Ela ainda decidiu enviar cópia do procedimento para a 1ª Delegacia de Polícia Civil, que investigou o caso, e para a Delegacia-Geral da Polícia Civil, pedindo uma apuração detalhada da possível invasão e falsificação de provas.

“A respeito dos fatos narrados neste procedimento, visando apurar possível responsabilidade penal, de terceiros que tentaram macular o exame pericial, realizado no veículo supramencionado nos autos, sugiro, SMJ, que seja extraída cópia integral dos autos, para que seja encaminhada para Delegacia-Geral da Polícia Civil, para conhecimento e providência cabíveis, entendendo que assim será melhor esclarecido tais fatos, em um procedimento investigatório mais amplo”.

O crime

Ricardo Sun Moon passou de policial a réu na madrugada  do dia 31 de 2016, quando envolveu-se em uma confusão no trânsito, e atirou contra Adriano e as outras duas pessoas que estavam com ele no carro, Agnaldo Espinosa da Silva e o enteado de 17 anos. O empresário morreu na hora. Moon alegou legítima defesa, versão que não prosperou nem no inquérito da Polícia Civil nem na análise do Ministério Público Estadual.

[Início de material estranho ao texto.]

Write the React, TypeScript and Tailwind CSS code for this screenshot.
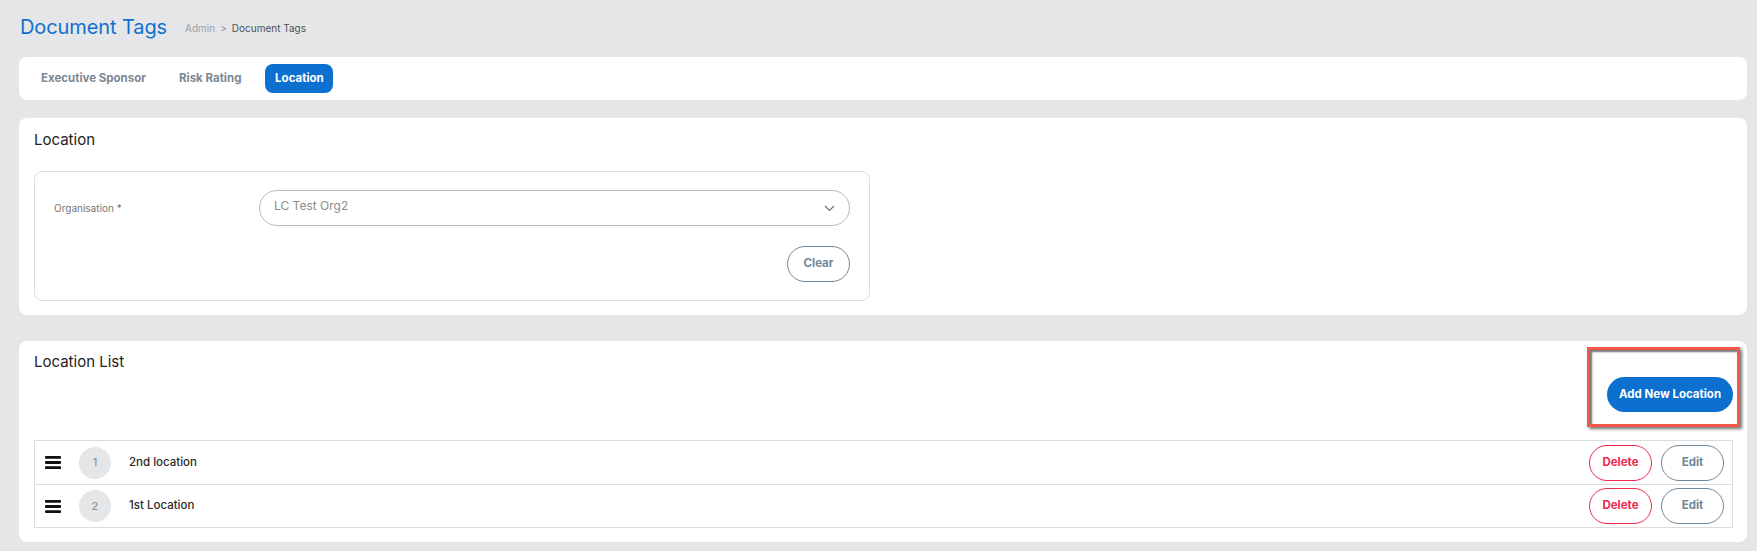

Uma reconstituição com todos os envolvidos e também testemunhas foi realizado no dia 11 de janeiro de 2017. Na data, Moon estava preso em virtude a um mandado de prisão preventiva, mas no dia 1º de fevereiro, ele ganhou a liberdade. Em resposta, o MPE entrou com recurso pedindo que o policial fosse novamente preso e também respondesse pelo crime de fraude processual, o que foi negado pelo magistrado em despacho anterior.

Ainda assim, a denúncia feita pelo MPE pelo homicídio já foi aceita e o processo segue até que o juiz decida se o policial vai ou não a júri popular pelos crimes contra a vida dos quais é acusado.